The RETM was shown to be outstanding at topic modelling tasks: any database that uses text-based data can benefit from the implementation of this model, although it may be penalized with small vocabularies. Since the RETM can calculate its own CBOW, it can provide useful topic modelling in domain-specific documents similar to the ETM. In the end, the RETM heavily outperformed previous methodologies and proved to be a state-of-the-art model for topic-modelling problems.

6. Conclusions

The Recurrent Embedded Topic Model was proposed in this paper with the aim of using the order of the words in an LSTM to provide more accurate representations of the topics. Four experiments were conducted using text-based datasets (email data, movie genre classification, news and book summaries) with different distributions and vocabularies, to test the model against CTM, Zeroshot-CTM, LDA and ETM. The metrics that were used to test the model were perplexity and topic coherence and the model proved to outperform all models in almost all scenarios.
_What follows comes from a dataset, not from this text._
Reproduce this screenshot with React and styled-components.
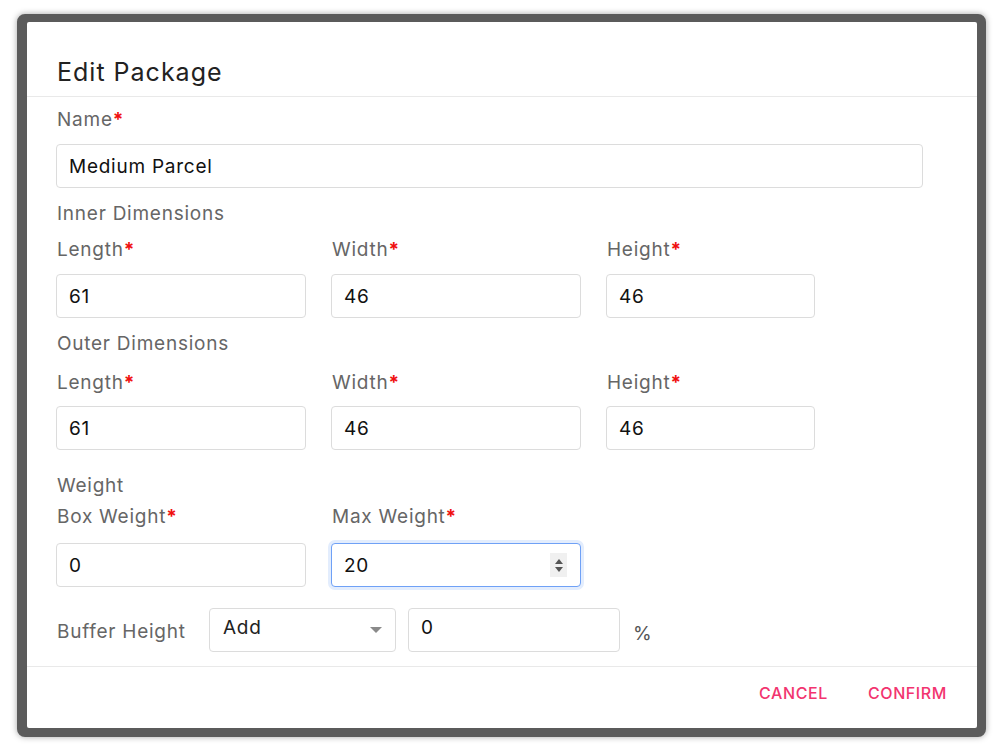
import React from 'react';
import styled, { createGlobalStyle, css } from 'styled-components';

const Global = createGlobalStyle`
  html, body {
    margin: 0;
    background: #ffffff;
    font-family: Inter, "Noto Sans", "Liberation Sans", sans-serif;
  }
  * { box-sizing: border-box; }
`;

const Page = styled.div`
  width: 1000px;
  height: 749px;
  padding: 14px 14px 12px 17px;
`;

const Frame = styled.div`
  height: 100%;
  border-style: solid;
  border-color: #5b5b5b;
  border-width: 8px 9px 9px 10px;
  border-radius: 8px;
  background: #5b5b5b;
  box-shadow: 0 0 6px rgba(0, 0, 0, 0.35);
`;

const Dialog = styled.div`
  height: 100%;
  background: #fff;
  border-radius: 2px;
  display: flex;
  flex-direction: column;
`;

const Header = styled.div`
  padding: 36px 30px 10px;
  border-bottom: 1px solid #e9e9e9;
`;

const Title = styled.h2`
  margin: 0;
  font-size: 25px;
  line-height: 28px;
  font-weight: 400;
  letter-spacing: 1px;
  color: #222;
`;

const Body = styled.div`
  flex: 1;
  padding: 11px 54px 14px 29px;
  display: flex;
  flex-direction: column;
`;

const Label = styled.div`
  font-size: 19px;
  line-height: 24px;
  letter-spacing: 0.75px;
  color: #666;
  margin-top: ${p => p.$mt || 0}px;
  padding-left: 1px;
  white-space: nowrap;
`;

const Star = styled.span`
  color: #f01010;
  font-weight: 700;
  letter-spacing: 0;
`;

const Field = styled.div`
  display: flex;
  flex-direction: column;
  gap: ${p => p.$gap}px;
  margin-top: ${p => p.$mt || 0}px;
`;

const Row = styled.div`
  display: grid;
  grid-template-columns: 250px 250px 209px;
  column-gap: 25px;
  margin-top: ${p => p.$mt || 0}px;
`;

const boxStyle = css`
  height: 44px;
  border: 1px solid #dcdcdc;
  border-radius: 4px;
  background: #fff;
  font-family: inherit;
  font-size: 19px;
  letter-spacing: 0.75px;
  color: #111;
  display: flex;
  align-items: center;
`;

const Input = styled.div`
  ${boxStyle}
  padding: 0 12px;
  width: ${p => p.$w ? `${p.$w}px` : '100%'};
  ${p => p.$focus && css`
    border-color: #6fa1f6;
    box-shadow: 0 0 0 3px #e3edfd;
  `}
  ${p => p.$top && css`
    align-items: flex-start;
    padding-top: 7px;
  `}
`;

const Value = styled.span`
  flex: 1;
`;

const Spinner = styled.div`
  width: 17px;
  height: 24px;
  background: #f0f0f0;
  display: flex;
  flex-direction: column;
  align-items: center;
  justify-content: center;
  gap: 3px;
  margin-right: 1px;
`;

const Tri = styled.span`
  width: 0;
  height: 0;
  border-left: 4px solid transparent;
  border-right: 4px solid transparent;
  ${p => p.$up
    ? css`border-bottom: 5px solid #555;`
    : css`border-top: 5px solid #555;`}
`;

const BufferRow = styled.div`
  display: flex;
  align-items: center;
  margin-top: 21px;
`;

const BufferLabel = styled(Label)`
  width: 153px;
  padding-top: 4px;
`;

const Select = styled.div`
  ${boxStyle}
  width: 187px;
  padding: 0 13px;
  align-items: flex-start;
  padding-top: 7px;
  color: #222;
  justify-content: space-between;
`;

const Caret = styled.span`
  margin-top: 11px;
  width: 0;
  height: 0;
  border-left: 6px solid transparent;
  border-right: 6px solid transparent;
  border-top: 6px solid #8a8a8a;
`;

const Percent = styled.span`
  font-size: 19px;
  color: #555;
  margin-left: 13px;
  padding-top: 6px;
`;

const Footer = styled.div`
  height: 62px;
  border-top: 1px solid #e9e9e9;
  display: flex;
  align-items: center;
  justify-content: flex-end;
  gap: 40px;
  padding: 0 30px 10px;
`;

const TextButton = styled.button`
  border: none;
  background: none;
  padding: 0;
  font-family: inherit;
  font-size: 16px;
  font-weight: 500;
  letter-spacing: 0.6px;
  color: #f2346f;
  cursor: pointer;
`;

const Req = ({ children }) => <>{children}<Star>*</Star></>;

const DimRow = ({ labelMt, inputGap, values }) => (
  <Row $mt={labelMt}>
    {['Length', 'Width', 'Height'].map((n, i) => (
      <Field key={n} $gap={inputGap}>
        <Label><Req>{n}</Req></Label>
        <Input>{values[i]}</Input>
      </Field>
    ))}
  </Row>
);

export default function App() {
  return (
    <Page>
      <Global />
      <Frame>
        <Dialog>
          <Header>
            <Title>Edit Package</Title>
          </Header>
          <Body>
            <Field $gap={12}>
              <Label><Req>Name</Req></Label>
              <Input>Medium Parcel</Input>
            </Field>

            <Label $mt={14}>Inner Dimensions</Label>
            <DimRow labelMt={12} inputGap={12} values={['61', '46', '46']} />

            <Label $mt={14}>Outer Dimensions</Label>
            <DimRow labelMt={15} inputGap={11} values={['61', '46', '46']} />

            <Label $mt={24}>Weight</Label>
            <Row $mt={7}>
              <Field $gap={14}>
                <Label><Req>Box Weight</Req></Label>
                <Input>0</Input>
              </Field>
              <Field $gap={14}>
                <Label><Req>Max Weight</Req></Label>
                <Input $focus>
                  <Value>20</Value>
                  <Spinner><Tri $up /><Tri /></Spinner>
                </Input>
              </Field>
            </Row>

            <BufferRow>
              <BufferLabel>Buffer Height</BufferLabel>
              <Select>
                <span>Add</span>
                <Caret />
              </Select>
              <Input $w={212} $top style={{ marginLeft: 12 }}>0</Input>
              <Percent>%</Percent>
            </BufferRow>
          </Body>
          <Footer>
            <TextButton>CANCEL</TextButton>
            <TextButton>CONFIRM</TextButton>
          </Footer>
        </Dialog>
      </Frame>
    </Page>
  );
}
Although there were great results from the RETM, the full power of the model still remains in the shadows (based on the computational limitations that were faced), however the RETM is a state-of-the-art model for conducting topic proportion distributions and is highly recommended to extract quality-based topics out of the documents.

The Recurrent Embedded Topic Model has proved to be a computationally expensive model due to the recurrence of the word order applied on the neural network architecture. As of the writing of this paper, the batch size remained consistently low due to the amount of V-RAM required for the model, and the average of the words inside the texts were used to create the three-dimensional vector for the LSTM, so the hypothesis of how the model would work on bigger GPUs remains unanswered.

Recalling the embedded layer, there was not any detailed work on the standard natural language processing pipeline that was applied to the text prior to introducing the data into the model. There could be some potential improvement while calculating the CBOW over cleaned text, providing another hypothesis on how to improve the current model.